Around the NBA, she’s known as “Reggie’s sister.” Which is a shame. Not because it’s not the truth (No. 31 might be the best clutch player ever and is unquestionably the greatest player in Pacers history), but because most of the new generation of ball players have no idea. They have no idea that Cheryl Miller did for women’s basketball in the ’80s what it took two people (names: Bird and Magic) to do for the men’s game. They don’t know the revolution she started (no disrespect to Ann Meyers). They don’t know that scenario should be flipped. Reggie’s her brother.
On this day, she is about to sit down with Iverson. The one-on-one interview. I wonder if he really knows who he’s talking to. If he knows that back in the day, he mighta got posted up. Serious. We see her on Turner doing what has become her life’s calling. Although criticized (often unjustly) by “media analysts” who claim her sideline reporting style isn’t confrontational enough, it’s her un-phony personality and love for the players—and the game itself—that comes through. She keeps it true. Besides, name another broadcast reporter who has the knowledge (and the 35 ppg experience) she brings to the table. I wonder if Iverson knows all this. In a fair and just world, Cheryl Miller would have Tom Tolbert’s job.
But she deals. Never a bad word ’bout nothing. Again, that’s her nature. “I’ve been blessed,” she says before going to holla at AI. “With the acceptance from the players and coaches, I can’t complain. Name another female or male sideline reporter that has the respect and credibility and access that I do? Sure, a lot of them don’t know who I am, and assistant coaches are challenging me in games all the time, but I don’t get caught up in what I did on the court. It’s more important that they appreciate my honesty and integrity. What they say about me off-the-record, I haven’t heard about it.”

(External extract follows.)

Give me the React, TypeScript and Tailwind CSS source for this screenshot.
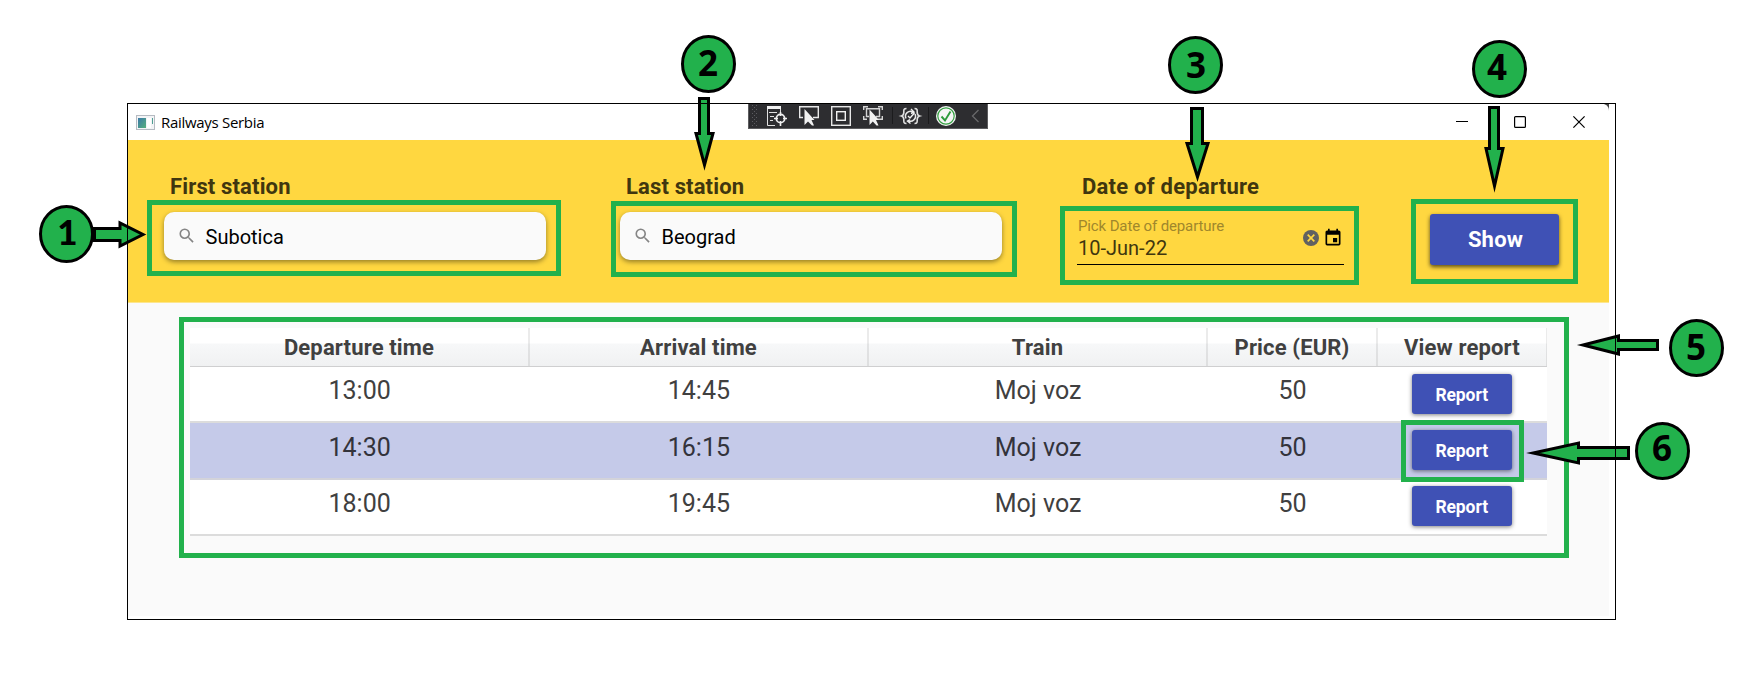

And it is this humility that makes Cheryl Miller (arguably) greater than the others. Greater than Cooper, Swoopes and Leslie, or all of the others who find their names flagrantly mentioned in March and June when women’s basketball is (sort of) headline news. The way she downplays her contribution, it might make you wanna Bob Ryan her. But she’s 6-2, so you think twice. It is her humility—not being stuck on how nice with the rock she used to be and how influential to the woman’s game she remains—that makes her, as a person, as exceptional as her game.
I ask Cheryl about the WNBA. The “what if.” A couple years ago she held down the head coach and GM spots for the Phoenix Mercury, but she wasn’t playing. I ask her if she felt bad that she was out of the game before the game came to America. I ask her, as an American athlete—one with an Olympic gold medal—does she feel she missed out, maybe even somewhat betrayed. I ask if she’s pissed off that she didn’t really get her chance to shine.
“No. Naw,” she says so easily. And I think, That’s not a Great One’s answer. That’s not the answer Satchel Page gave, that’s not the answer Connie Hawkins gave, not even the answer Laila Ali will give 10 years from now. But, no. Cheryl’s perspective on her life is so different. It almost makes you wonder…
“I was tired,” she says, raising the voice a pitch. “I had played in the Olympics, won a couple of championships, went to the (NCAA) finals in my senior year, played at every tournament imaginable with the national team. Then I blew out my knee, had to go through rehab, and was never the same. It was time for me to move on. I wanted to do something else. Something besides playing basketball.”
“But what if?” I ask. I have to. I know she has dreams. Hell, I do. Dreams of what she would have done to the comp back then. How the first signature shoe for females to ball in would have been hers. How those four rings and MVPs CC got would have been gotten by her first. How the League logo would have been she. My dreams. Her dreams. The same?
“No,” she responds, so Cali-like, so un-Reggie. “I was just very fortunate to come right out of college and start broadcasting.
” The dream, my dream, dies.
But then…“I do appreciate what you’re trying to say, but I like the mystery behind my career. I like the fact that everyone speculates about that.”
I wonder again if AI knows.
The most important day in Cheryl Miller’s life is most likely five years away. It will be all about Reggie. But somewhere, Cheryl has to know that her basketball validation will vicariously evolve on this day.
“Do you ever wish you were a man and you could have played in the NBA?” I ask her.
“Oh heck yeah!” she responds almost surprisingly. “Are you kidding? I’d love that! If I had one fantasy, if I could rub a genie bottle and have one wish, I would love to be like 6-8, kinda like Tracy McGrady, 6-9, slender, long, and I would love to see KG try to dunk on me.”
In a fair and just world…
There is that one day Cheryl waits for that will make it seem as if the plan was reversed. Reggie Miller will make it to the Hall. His sister, Naismith Memorial Basketball Hall of Fame Class of ’95, one of the greatest non-male ball players to ever breathe, will be the one who inducts him. This is her dream. This is the day she waits for. Both will probably cry and hug each other on the podium after her speech, emotions understood and justified. But in that moment, the truth that may go unnoticed will be that Reggie is the second best basketball player in the family.